5.1.0
This release brings SSH tunnel connection recovery to Redshift Loader. Also, it makes disabling in-batch natural deduplication in Batch Transformer possible.
Option to disable in-batch natural deduplication in Batch Transformer
Previously, it wasn't possible to disable in-batch natural deduplication in Batch Transformer. We have found that in-batch natural deduplication affects performance therefore we have made disabling it possible. If duplicate events aren't a problem for you, we suggest disabling deduplication.
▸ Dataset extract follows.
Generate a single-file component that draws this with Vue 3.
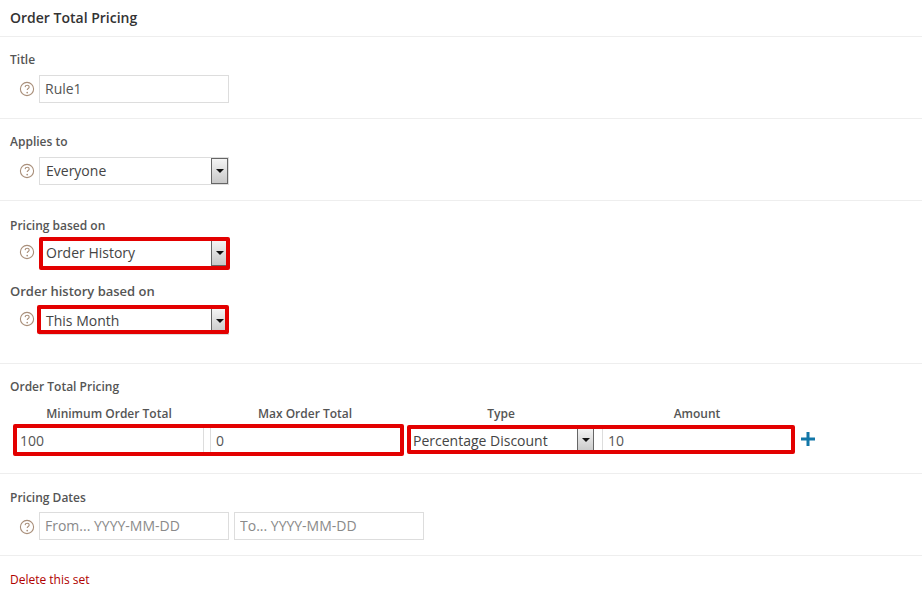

It can be disabled by adding following section to the config:
"deduplication": {
# When natural deduplication is disabled, 'synthetic' deduplication needs to be disabled too.
"synthetic": {
"type": "NONE"
}
"natural": false
}
More information about deduplication in Batch Transformer can be found here.
SSH tunnel connection recovery in Redshift Loader
Redshift loader can connect to a private Redshift cluster through an SSH tunnel. Previously, if SSH tunnel session was disconnected, the loader didn't have a way to discover it. We added retry around SSH tunnel connection to make it possible to recover from this problem and to make it more robust.
Upgrading to 5.1.0
If you are already using a recent version of RDB Loader (3.0.0 or higher) then upgrading to 5.1.0 is as simple as pulling the newest docker images. There are no changes needed to your configuration files.
docker pull snowplow/transformer-kinesis:5.1.0
docker pull snowplow/rdb-loader-redshift:5.1.0
docker pull snowplow/rdb-loader-snowflake:5.1.0
docker pull snowplow/rdb-loader-databricks:5.1.0
The Snowplow docs site has a full guide to running the RDB Loader.